— START OF Data section —
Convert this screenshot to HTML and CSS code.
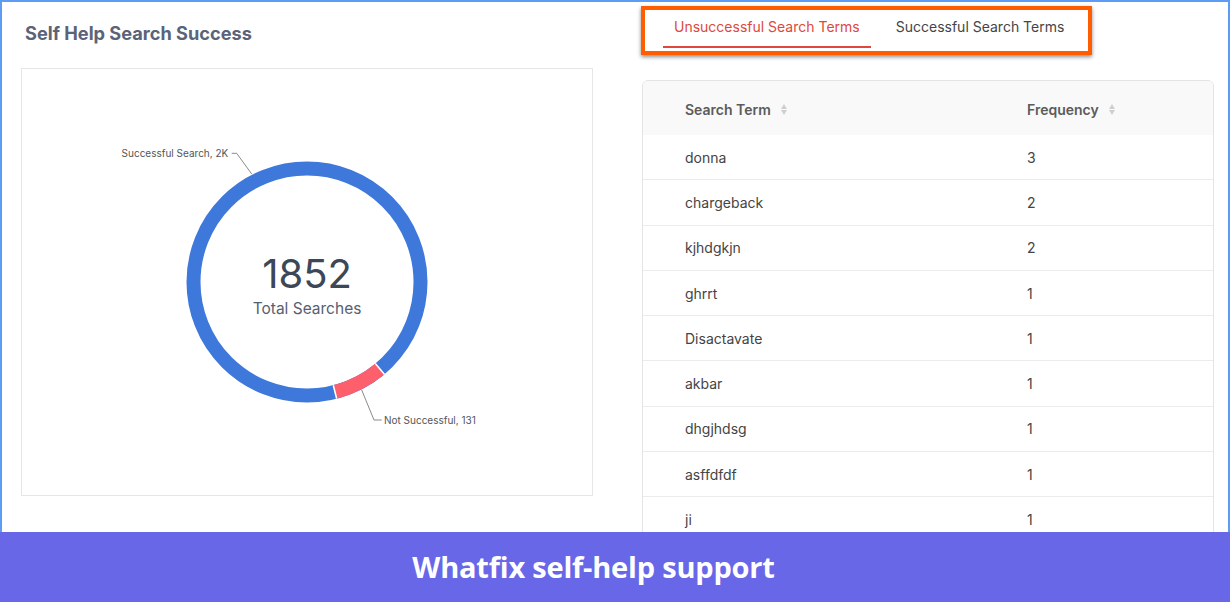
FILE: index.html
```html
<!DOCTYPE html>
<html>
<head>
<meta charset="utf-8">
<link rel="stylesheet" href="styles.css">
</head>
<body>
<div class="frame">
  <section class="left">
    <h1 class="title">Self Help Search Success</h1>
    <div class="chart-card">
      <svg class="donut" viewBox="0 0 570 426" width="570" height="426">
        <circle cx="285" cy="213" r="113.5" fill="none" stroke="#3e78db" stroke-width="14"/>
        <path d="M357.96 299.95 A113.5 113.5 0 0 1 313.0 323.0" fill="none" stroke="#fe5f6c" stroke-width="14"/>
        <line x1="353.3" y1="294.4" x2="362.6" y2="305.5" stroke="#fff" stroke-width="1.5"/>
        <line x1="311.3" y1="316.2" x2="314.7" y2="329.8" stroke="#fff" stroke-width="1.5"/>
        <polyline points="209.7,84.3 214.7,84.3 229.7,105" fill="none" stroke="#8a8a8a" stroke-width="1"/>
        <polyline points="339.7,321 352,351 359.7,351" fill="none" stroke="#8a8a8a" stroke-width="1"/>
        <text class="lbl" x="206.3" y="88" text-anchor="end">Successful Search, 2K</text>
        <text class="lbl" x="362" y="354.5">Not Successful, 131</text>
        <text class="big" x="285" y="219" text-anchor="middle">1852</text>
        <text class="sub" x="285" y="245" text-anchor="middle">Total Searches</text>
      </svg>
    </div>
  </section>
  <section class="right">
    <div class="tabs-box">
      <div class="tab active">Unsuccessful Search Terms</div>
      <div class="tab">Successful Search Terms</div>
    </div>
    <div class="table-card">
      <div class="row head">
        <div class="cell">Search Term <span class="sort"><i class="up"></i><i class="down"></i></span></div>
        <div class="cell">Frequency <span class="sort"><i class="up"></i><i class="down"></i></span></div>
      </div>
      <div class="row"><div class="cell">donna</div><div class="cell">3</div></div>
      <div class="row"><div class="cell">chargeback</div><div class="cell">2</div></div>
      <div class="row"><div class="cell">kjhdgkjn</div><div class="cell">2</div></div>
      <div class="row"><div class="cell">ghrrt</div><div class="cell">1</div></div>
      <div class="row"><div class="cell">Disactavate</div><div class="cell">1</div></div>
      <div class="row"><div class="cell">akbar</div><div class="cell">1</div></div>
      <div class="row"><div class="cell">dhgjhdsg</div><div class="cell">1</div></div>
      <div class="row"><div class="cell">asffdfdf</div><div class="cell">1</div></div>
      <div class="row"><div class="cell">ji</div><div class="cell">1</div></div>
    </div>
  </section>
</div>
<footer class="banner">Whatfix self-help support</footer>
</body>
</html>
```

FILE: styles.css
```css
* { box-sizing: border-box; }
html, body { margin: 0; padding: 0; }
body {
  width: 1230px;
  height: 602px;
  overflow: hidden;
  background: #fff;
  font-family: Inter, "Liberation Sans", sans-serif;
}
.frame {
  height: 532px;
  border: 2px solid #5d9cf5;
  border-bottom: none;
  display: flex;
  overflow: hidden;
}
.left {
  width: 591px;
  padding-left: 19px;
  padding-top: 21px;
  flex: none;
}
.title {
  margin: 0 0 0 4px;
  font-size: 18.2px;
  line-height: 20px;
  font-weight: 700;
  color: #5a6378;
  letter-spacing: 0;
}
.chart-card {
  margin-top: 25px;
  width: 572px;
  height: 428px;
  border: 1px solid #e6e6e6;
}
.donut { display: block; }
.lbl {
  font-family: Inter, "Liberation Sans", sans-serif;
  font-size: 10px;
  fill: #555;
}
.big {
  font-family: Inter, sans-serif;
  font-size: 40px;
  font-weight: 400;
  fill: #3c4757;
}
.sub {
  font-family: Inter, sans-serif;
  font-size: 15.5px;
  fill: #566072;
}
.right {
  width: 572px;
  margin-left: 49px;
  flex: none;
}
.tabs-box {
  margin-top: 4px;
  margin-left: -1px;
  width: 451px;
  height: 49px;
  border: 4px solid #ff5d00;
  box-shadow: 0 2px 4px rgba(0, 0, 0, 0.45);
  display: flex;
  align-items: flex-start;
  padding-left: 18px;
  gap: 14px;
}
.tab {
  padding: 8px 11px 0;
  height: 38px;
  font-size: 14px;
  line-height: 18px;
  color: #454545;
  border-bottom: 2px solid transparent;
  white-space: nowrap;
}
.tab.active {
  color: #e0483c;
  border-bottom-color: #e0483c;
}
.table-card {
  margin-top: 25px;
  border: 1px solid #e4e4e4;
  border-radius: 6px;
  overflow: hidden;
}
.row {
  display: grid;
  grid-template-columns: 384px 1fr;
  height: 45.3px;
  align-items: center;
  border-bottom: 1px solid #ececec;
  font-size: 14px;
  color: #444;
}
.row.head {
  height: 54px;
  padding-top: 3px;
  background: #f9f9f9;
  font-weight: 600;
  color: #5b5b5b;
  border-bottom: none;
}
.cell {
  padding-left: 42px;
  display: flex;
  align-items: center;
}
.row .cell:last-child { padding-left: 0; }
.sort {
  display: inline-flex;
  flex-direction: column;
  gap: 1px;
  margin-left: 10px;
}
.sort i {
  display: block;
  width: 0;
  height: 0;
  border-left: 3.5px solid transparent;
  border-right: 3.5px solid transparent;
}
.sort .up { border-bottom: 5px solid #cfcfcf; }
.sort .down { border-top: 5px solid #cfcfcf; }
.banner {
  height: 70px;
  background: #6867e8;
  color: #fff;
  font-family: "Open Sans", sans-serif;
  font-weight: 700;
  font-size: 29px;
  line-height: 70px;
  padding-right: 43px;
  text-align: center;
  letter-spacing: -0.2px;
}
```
— END OF Data section —
__Short problem__:
Copy the material shown above in full and exactly. Skip the pictures.

__Problem solution__:
Convert this screenshot to HTML and CSS code.
FILE: index.html
```html
<!DOCTYPE html>
<html>
<head>
<meta charset="utf-8">
<link rel="stylesheet" href="styles.css">
</head>
<body>
<div class="frame">
  <section class="left">
    <h1 class="title">Self Help Search Success</h1>
    <div class="chart-card">
      <svg class="donut" viewBox="0 0 570 426" width="570" height="426">
        <circle cx="285" cy="213" r="113.5" fill="none" stroke="#3e78db" stroke-width="14"/>
        <path d="M357.96 299.95 A113.5 113.5 0 0 1 313.0 323.0" fill="none" stroke="#fe5f6c" stroke-width="14"/>
        <line x1="353.3" y1="294.4" x2="362.6" y2="305.5" stroke="#fff" stroke-width="1.5"/>
        <line x1="311.3" y1="316.2" x2="314.7" y2="329.8" stroke="#fff" stroke-width="1.5"/>
        <polyline points="209.7,84.3 214.7,84.3 229.7,105" fill="none" stroke="#8a8a8a" stroke-width="1"/>
        <polyline points="339.7,321 352,351 359.7,351" fill="none" stroke="#8a8a8a" stroke-width="1"/>
        <text class="lbl" x="206.3" y="88" text-anchor="end">Successful Search, 2K</text>
        <text class="lbl" x="362" y="354.5">Not Successful, 131</text>
        <text class="big" x="285" y="219" text-anchor="middle">1852</text>
        <text class="sub" x="285" y="245" text-anchor="middle">Total Searches</text>
      </svg>
    </div>
  </section>
  <section class="right">
    <div class="tabs-box">
      <div class="tab active">Unsuccessful Search Terms</div>
      <div class="tab">Successful Search Terms</div>
    </div>
    <div class="table-card">
      <div class="row head">
        <div class="cell">Search Term <span class="sort"><i class="up"></i><i class="down"></i></span></div>
        <div class="cell">Frequency <span class="sort"><i class="up"></i><i class="down"></i></span></div>
      </div>
      <div class="row"><div class="cell">donna</div><div class="cell">3</div></div>
      <div class="row"><div class="cell">chargeback</div><div class="cell">2</div></div>
      <div class="row"><div class="cell">kjhdgkjn</div><div class="cell">2</div></div>
      <div class="row"><div class="cell">ghrrt</div><div class="cell">1</div></div>
      <div class="row"><div class="cell">Disactavate</div><div class="cell">1</div></div>
      <div class="row"><div class="cell">akbar</div><div class="cell">1</div></div>
      <div class="row"><div class="cell">dhgjhdsg</div><div class="cell">1</div></div>
      <div class="row"><div class="cell">asffdfdf</div><div class="cell">1</div></div>
      <div class="row"><div class="cell">ji</div><div class="cell">1</div></div>
    </div>
  </section>
</div>
<footer class="banner">Whatfix self-help support</footer>
</body>
</html>
```

FILE: styles.css
```css
* { box-sizing: border-box; }
html, body { margin: 0; padding: 0; }
body {
  width: 1230px;
  height: 602px;
  overflow: hidden;
  background: #fff;
  font-family: Inter, "Liberation Sans", sans-serif;
}
.frame {
  height: 532px;
  border: 2px solid #5d9cf5;
  border-bottom: none;
  display: flex;
  overflow: hidden;
}
.left {
  width: 591px;
  padding-left: 19px;
  padding-top: 21px;
  flex: none;
}
.title {
  margin: 0 0 0 4px;
  font-size: 18.2px;
  line-height: 20px;
  font-weight: 700;
  color: #5a6378;
  letter-spacing: 0;
}
.chart-card {
  margin-top: 25px;
  width: 572px;
  height: 428px;
  border: 1px solid #e6e6e6;
}
.donut { display: block; }
.lbl {
  font-family: Inter, "Liberation Sans", sans-serif;
  font-size: 10px;
  fill: #555;
}
.big {
  font-family: Inter, sans-serif;
  font-size: 40px;
  font-weight: 400;
  fill: #3c4757;
}
.sub {
  font-family: Inter, sans-serif;
  font-size: 15.5px;
  fill: #566072;
}
.right {
  width: 572px;
  margin-left: 49px;
  flex: none;
}
.tabs-box {
  margin-top: 4px;
  margin-left: -1px;
  width: 451px;
  height: 49px;
  border: 4px solid #ff5d00;
  box-shadow: 0 2px 4px rgba(0, 0, 0, 0.45);
  display: flex;
  align-items: flex-start;
  padding-left: 18px;
  gap: 14px;
}
.tab {
  padding: 8px 11px 0;
  height: 38px;
  font-size: 14px;
  line-height: 18px;
  color: #454545;
  border-bottom: 2px solid transparent;
  white-space: nowrap;
}
.tab.active {
  color: #e0483c;
  border-bottom-color: #e0483c;
}
.table-card {
  margin-top: 25px;
  border: 1px solid #e4e4e4;
  border-radius: 6px;
  overflow: hidden;
}
.row {
  display: grid;
  grid-template-columns: 384px 1fr;
  height: 45.3px;
  align-items: center;
  border-bottom: 1px solid #ececec;
  font-size: 14px;
  color: #444;
}
.row.head {
  height: 54px;
  padding-top: 3px;
  background: #f9f9f9;
  font-weight: 600;
  color: #5b5b5b;
  border-bottom: none;
}
.cell {
  padding-left: 42px;
  display: flex;
  align-items: center;
}
.row .cell:last-child { padding-left: 0; }
.sort {
  display: inline-flex;
  flex-direction: column;
  gap: 1px;
  margin-left: 10px;
}
.sort i {
  display: block;
  width: 0;
  height: 0;
  border-left: 3.5px solid transparent;
  border-right: 3.5px solid transparent;
}
.sort .up { border-bottom: 5px solid #cfcfcf; }
.sort .down { border-top: 5px solid #cfcfcf; }
.banner {
  height: 70px;
  background: #6867e8;
  color: #fff;
  font-family: "Open Sans", sans-serif;
  font-weight: 700;
  font-size: 29px;
  line-height: 70px;
  padding-right: 43px;
  text-align: center;
  letter-spacing: -0.2px;
}
```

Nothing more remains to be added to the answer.